Based on this provision Justice Ramos held that Merritt was entitled to indemnification.  "There was no evidence", the court wrote, "that suggests the Indemnification Obligation arose [from action or inaction constituting gross negligence, wilful misconduct or bad faith]."

There's a fascinating footnote to this case.  Following the adverse indemnification decision, R&R filed a motion asking Justice Ramos to recuse himself based on an allegation that an attorney engaged by the parties as a neutral mediator "confessed" that he engaged in improper communications with the court regarding the case.  According to affidavits submitted by some of the owners of R&R, the mediator told them in a "moment of remorse" that he had been asked by Merritt's attorney to attempt to, and actually did, "fix" the case against R&R.  The mediator submitted a sworn statement denying he ever made such a statement.  Justice Ramos in his May 7, 2008 decision denying the recusal motion (2008 NY Slip Op 31352(U)) also stated that the communication never occurred.   His order referred the matter to the District Attorney "with this Court's strongest possible recommendation that immediate investigations be conducted into the circumstances surrounding these remarkable allegations".

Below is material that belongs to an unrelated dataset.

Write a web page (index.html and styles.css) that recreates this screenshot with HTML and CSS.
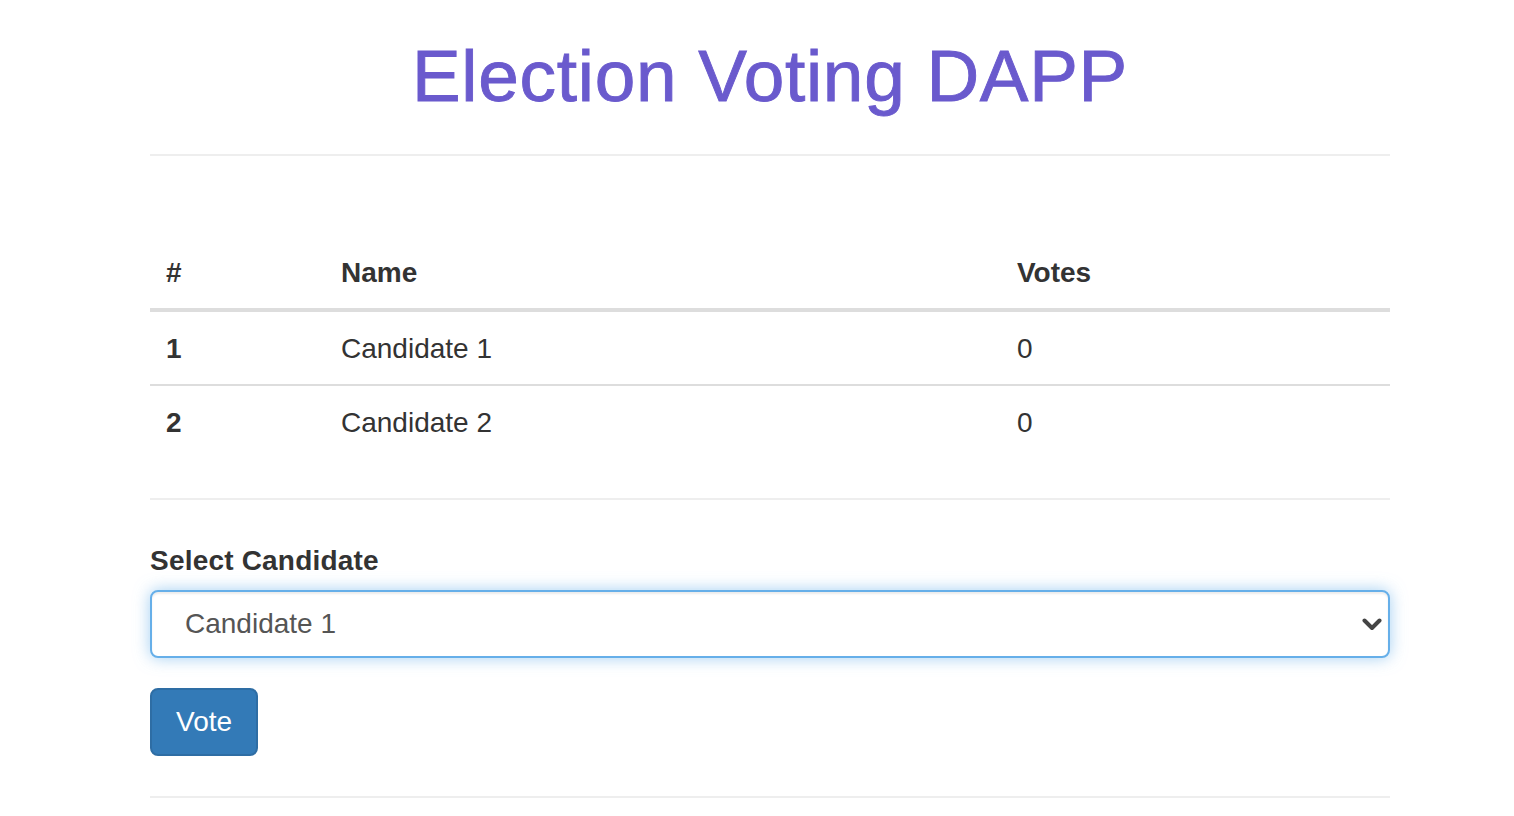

Update 11/25/08:  Justice Ramos's decision denying the recusal motion was affirmed on appeal.

Update 10/10/09:  R&R subsequently filed a lawsuit in Delaware Chancery Court seeking to validate its removal of Merritt as manager of the several LLCs under the for-cause removal provisions in the operating agreements.  In a ruling dated September 3, 2009, Chancellor Chandler granted summary judgment in favor of R&R.